Gli ultimi giorni di Tolomeo Gray

(Apple tv +, 11 marzo)

 Miniserie in sei episodi con Samuel L. Jackson e tratta dal romanzo di Walter Mosley che mette al centro la vita di Tolomeo, uomo malato e dimenticato da tutti. Anche la sua memoria sta pian piano scomparendo e, quando viene abbandonato improvvisamente dal suo assistente, sarà affidato alle cure di una ragazzina orfana – Robyn – che attraverso un metodo sperimentale lo aiuterà a recuperare i ricordi. Una serie che si regge quasi totalmente sull’interpretazione di un grande attore di Hollywood e che promette di toccare corde emotive attraverso il racconto di un perpetuo presente.

 

 

We Crashed

(Apple tv +, 18 marzo)

 Basata sul podcast “WeCrashed: the rise and fall of WeWork” di Wondery, la serie in otto episodi (subito i primi tre e poi uno a settimana) racconta di un famoso spazio di co-working americano – We Work – e della sua rapida ascesa e poi caduta. Jared Leto interpreta Adam Neumann, il co-fondatore della start-up, mentre Anne Hathaway è sua moglie Rebecca. WeWork ha avuto un immediato successo, salvo poi – in un solo anno – esplodere clamorosamente. La società aveva anche tentato la quotazione in borsa e questa mossa aveva fatto emergere la gestione ben poco limpida da parte dei suoi fondatori. Una storia molto legata al racconto della contemporaneità, sostenuta da un cast di primo livello.

 

Una semplice domanda

(Netflix, 18 marzo, show)

  

 Incursione sul fronte show per il nuovo programma di Alessandro Cattelan, che rimane fedele al suo cavallo di battaglia – le interviste – questa volta accolte da una piattaforma.

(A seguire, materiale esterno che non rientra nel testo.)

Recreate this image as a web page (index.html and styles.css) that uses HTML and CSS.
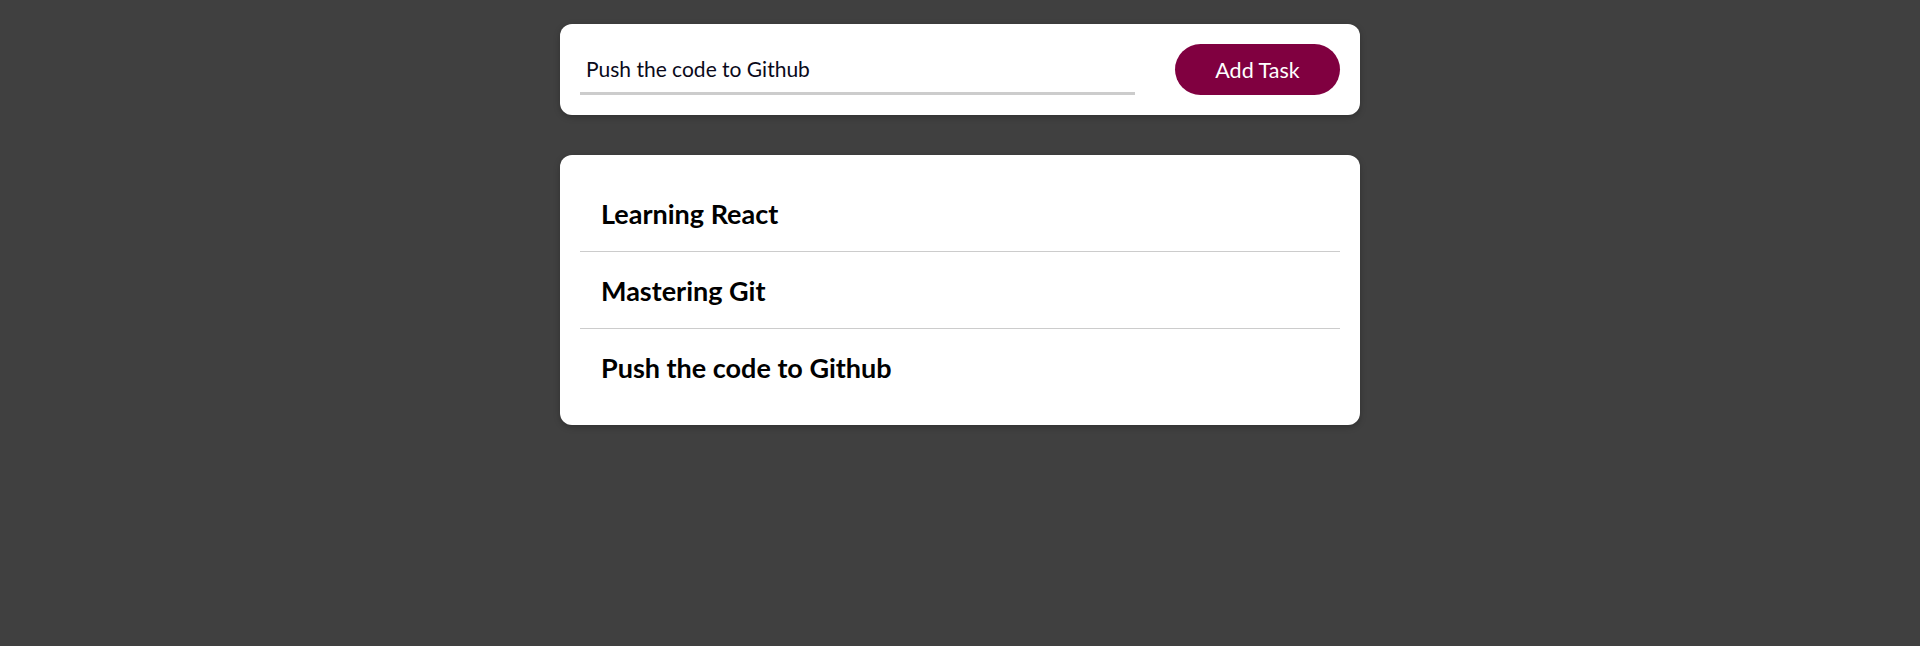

Prosegue per lui il momento “wannabe Letterman” nostrano e questa prima stagione (sei episodi prodotti da Fremantle) mettono al centro le interviste di Roberto Baggio, Paolo Sorrentino, Geppi Cucciari, Francesco Mandelli, Gianluca Vialli ed Elio. L’innesco di tutto è una domanda posta da una delle figlie di Cattelan, Nina, che si chiede “Come si fa ad essere felici?”. Domanda non banale, si attendono con trepidazione risposte al riguardo.

 

The Gilded Age

(Sky Serie, 21 marzo) 

 L’ultima creatura di Julian Fellowes, coprodotta da Hbo e Universal, è ambientata a New York nel 1882 e racconta della giovane Marian Brook che si trasferisce nella Grande Mela, ospite delle due zie Agnes (Christine Baranski) e Ada (Cynthia Nixon). La ragazza si trova coinvolta in una faida tra una delle zie, rigida conservatrice, e i suoi ricchissimi vicini, magnati dell’industria ferroviaria. Ancora una volta, l’incontro/scontro tra i protagonisti delle serie di Fellowes va in parallelo con il racconto dell’anteposizione tra vecchio e nuovo mondo, tra chi strenuamente resiste all’evoluzione e chi ne abbraccia le conseguenze. Un prodotto curatissimo nella messa in scena e molto dispendioso economicamente su cui gli amanti del genere ripongono una certa aspettativa.

 

 

Halo

(Sky Atlantic e Now, 24 marzo)

 In contemporanea con l’uscita americana, arriva l’attesa serie originale Paramount+ tratta dal videogioco più di successo di sempre su Xbox. La saga di fantascienza vede al centro Master Chief che combatte contro la minaccia aliena dei Covenant. Botte da orbi, violenza e azione per un racconto che parte già da milioni di fan in tutto il mondo, affezionati all’universo narrativo e ai personaggi messi in scena. Un segnale importante anche per l’industria audiovisiva che sempre di più si contamina con il mondo dei videogiochi, prodotti che hanno da tempo una platea sterminata, fedele e disposta a spendere per seguire i propri eroi su ogni piattaforma disponibile.